CHALLENGE:
Repeat the lines below exactly as they appear, but leave out the images.

SUPPLIED INFORMATION:
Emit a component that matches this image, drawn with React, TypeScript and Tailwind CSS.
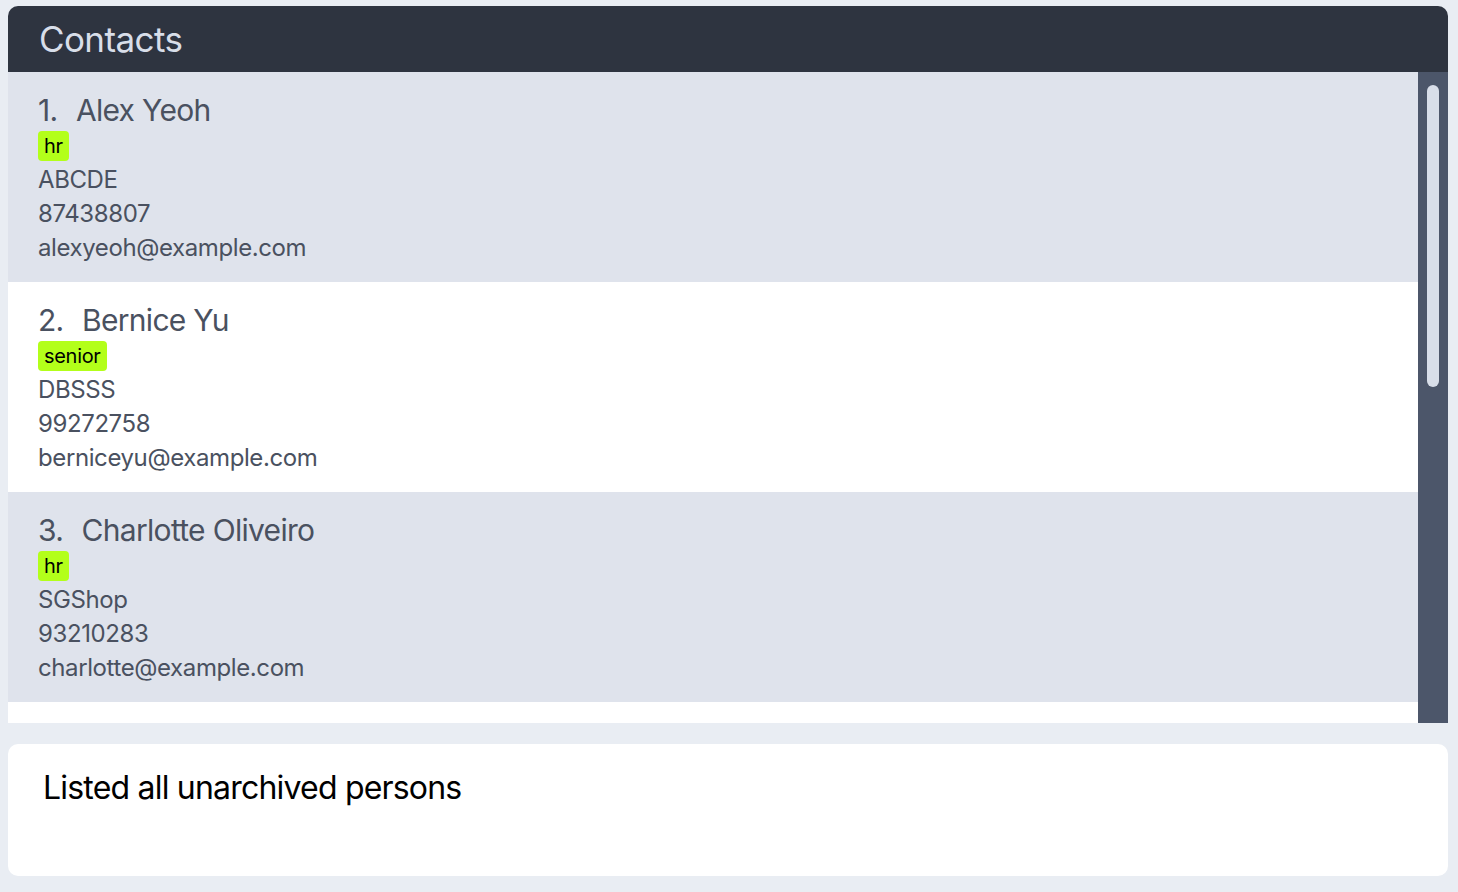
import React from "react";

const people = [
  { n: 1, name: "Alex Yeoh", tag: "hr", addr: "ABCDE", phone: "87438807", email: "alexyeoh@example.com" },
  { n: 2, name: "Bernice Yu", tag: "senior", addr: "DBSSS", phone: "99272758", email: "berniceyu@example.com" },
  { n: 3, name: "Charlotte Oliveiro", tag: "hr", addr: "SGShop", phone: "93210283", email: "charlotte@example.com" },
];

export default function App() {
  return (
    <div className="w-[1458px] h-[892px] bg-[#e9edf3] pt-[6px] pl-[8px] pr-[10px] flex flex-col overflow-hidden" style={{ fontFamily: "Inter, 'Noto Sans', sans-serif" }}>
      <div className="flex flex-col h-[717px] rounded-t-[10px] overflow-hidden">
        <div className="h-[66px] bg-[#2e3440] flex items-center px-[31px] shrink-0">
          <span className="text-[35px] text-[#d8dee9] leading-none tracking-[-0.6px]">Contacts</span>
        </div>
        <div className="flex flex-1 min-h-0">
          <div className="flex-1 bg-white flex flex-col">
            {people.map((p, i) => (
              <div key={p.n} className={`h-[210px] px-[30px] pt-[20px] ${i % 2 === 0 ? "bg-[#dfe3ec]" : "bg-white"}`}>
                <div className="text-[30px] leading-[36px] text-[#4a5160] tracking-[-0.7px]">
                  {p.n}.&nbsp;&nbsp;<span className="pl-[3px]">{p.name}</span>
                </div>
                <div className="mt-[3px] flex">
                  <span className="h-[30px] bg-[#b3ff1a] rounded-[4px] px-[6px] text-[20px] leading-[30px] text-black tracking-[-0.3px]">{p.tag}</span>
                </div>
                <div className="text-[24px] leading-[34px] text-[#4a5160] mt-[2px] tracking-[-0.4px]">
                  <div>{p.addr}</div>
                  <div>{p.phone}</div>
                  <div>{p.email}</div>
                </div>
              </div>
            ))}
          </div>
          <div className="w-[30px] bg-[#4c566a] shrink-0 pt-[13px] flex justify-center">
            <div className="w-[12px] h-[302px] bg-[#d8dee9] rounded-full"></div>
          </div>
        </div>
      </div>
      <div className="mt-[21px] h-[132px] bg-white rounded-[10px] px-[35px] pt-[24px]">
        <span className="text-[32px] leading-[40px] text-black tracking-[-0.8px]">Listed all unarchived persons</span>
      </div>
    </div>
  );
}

TASK SOLUTION:
Emit a component that matches this image, drawn with React, TypeScript and Tailwind CSS.
import React from "react";

const people = [
  { n: 1, name: "Alex Yeoh", tag: "hr", addr: "ABCDE", phone: "87438807", email: "alexyeoh@example.com" },
  { n: 2, name: "Bernice Yu", tag: "senior", addr: "DBSSS", phone: "99272758", email: "berniceyu@example.com" },
  { n: 3, name: "Charlotte Oliveiro", tag: "hr", addr: "SGShop", phone: "93210283", email: "charlotte@example.com" },
];

export default function App() {
  return (
    <div className="w-[1458px] h-[892px] bg-[#e9edf3] pt-[6px] pl-[8px] pr-[10px] flex flex-col overflow-hidden" style={{ fontFamily: "Inter, 'Noto Sans', sans-serif" }}>
      <div className="flex flex-col h-[717px] rounded-t-[10px] overflow-hidden">
        <div className="h-[66px] bg-[#2e3440] flex items-center px-[31px] shrink-0">
          <span className="text-[35px] text-[#d8dee9] leading-none tracking-[-0.6px]">Contacts</span>
        </div>
        <div className="flex flex-1 min-h-0">
          <div className="flex-1 bg-white flex flex-col">
            {people.map((p, i) => (
              <div key={p.n} className={`h-[210px] px-[30px] pt-[20px] ${i % 2 === 0 ? "bg-[#dfe3ec]" : "bg-white"}`}>
                <div className="text-[30px] leading-[36px] text-[#4a5160] tracking-[-0.7px]">
                  {p.n}.&nbsp;&nbsp;<span className="pl-[3px]">{p.name}</span>
                </div>
                <div className="mt-[3px] flex">
                  <span className="h-[30px] bg-[#b3ff1a] rounded-[4px] px-[6px] text-[20px] leading-[30px] text-black tracking-[-0.3px]">{p.tag}</span>
                </div>
                <div className="text-[24px] leading-[34px] text-[#4a5160] mt-[2px] tracking-[-0.4px]">
                  <div>{p.addr}</div>
                  <div>{p.phone}</div>
                  <div>{p.email}</div>
                </div>
              </div>
            ))}
          </div>
          <div className="w-[30px] bg-[#4c566a] shrink-0 pt-[13px] flex justify-center">
            <div className="w-[12px] h-[302px] bg-[#d8dee9] rounded-full"></div>
          </div>
        </div>
      </div>
      <div className="mt-[21px] h-[132px] bg-white rounded-[10px] px-[35px] pt-[24px]">
        <span className="text-[32px] leading-[40px] text-black tracking-[-0.8px]">Listed all unarchived persons</span>
      </div>
    </div>
  );
}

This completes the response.